1. Die Abschiebungsandrohung nach § 34 AsylVfG ist eine Rückkehrentscheidung im Sinne von Art. 3 Nr. 4 der Rückführungsrichtlinie.

2. Die Vorgaben der Rückführungsrichtlinie sind für eine vorgesehene Abschiebung eines abgelehnten Asylbewerbers auch dann zu beachten, wenn die Abschiebungsandrohung nach § 34 AsylVfG vor Ablauf der Umsetzungsfrist der Rückführungsrichtlinie am 24.12.2010 ergangenen oder sogar bestandskräftig geworden ist (im Anschluss an EuGH, Urteile vom 28.04.2011 - C-61/11 - El Dridi - Rn. 18 ff. und vom 30.11.2009 - C-357/09 - Kadzoev - Rn. 34 ff.).
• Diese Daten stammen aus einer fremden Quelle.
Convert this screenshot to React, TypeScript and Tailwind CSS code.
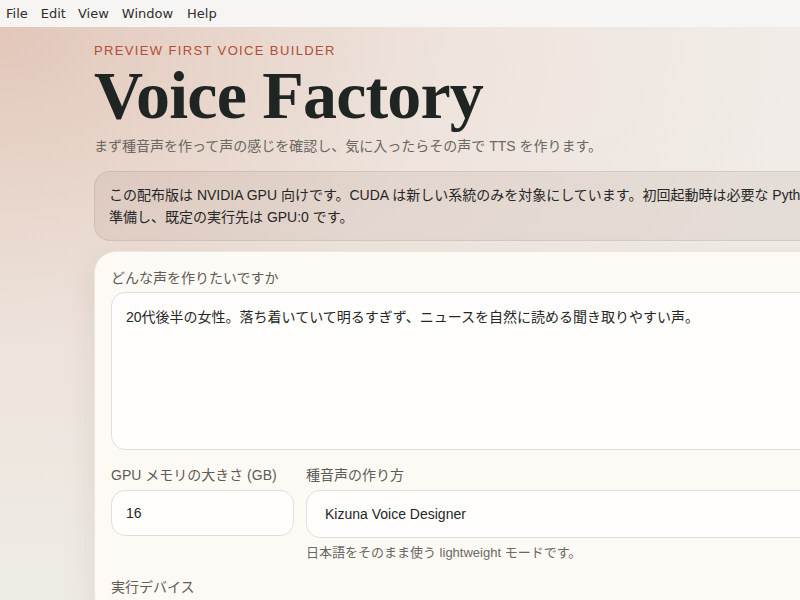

3. § 11 Abs. 1 AufenthG ist unionsrechtskonform dahingehend anzuwenden, dass spätestens im Zuge der Abschiebung von Amts wegen eine individuelle behördliche Entscheidung unter Berücksichtigung der konkreten Umstände des Einzelfalls ergehen muss, wie lange die Wirkungen des § 11 Abs. 1 Satz 1 und 2 AufenthG gelten. Diese Entscheidung muss dem Ausländer so rechtzeitig bekannt gegeben werden, dass er die von Art. 13 RFRL eingeräumten Rechtsbehelfe noch vom Bundesgebiet aus organisieren bzw. einlegen kann; ein Recht, noch weiterhin während des Rechtsschutzverfahrens im Bundesgebiet verbleiben zu können, besteht in der Regel nicht (Fortführung der Senatsrechtsprechung, vgl. Beschluss vom 09.11.2012 - 11 S 2200/12 - juris).

(Amtliche Leitsätze)

Schlagwörter: Abschiebungsandrohung, Rückkehrentscheidung, Rückkehrrichtlinie, Abschiebung, Sperrwirkung, Einreiseverbot, Befristung,
Normen: RL 2008/115/EG Art. 3, RL 2008/115/EG Art. 11, RL 2008/115/EG Art. 13, AsylVfG § 34, AsylVfG § 67, AufenthG § 11 Abs. 1,
Auszüge:

[...]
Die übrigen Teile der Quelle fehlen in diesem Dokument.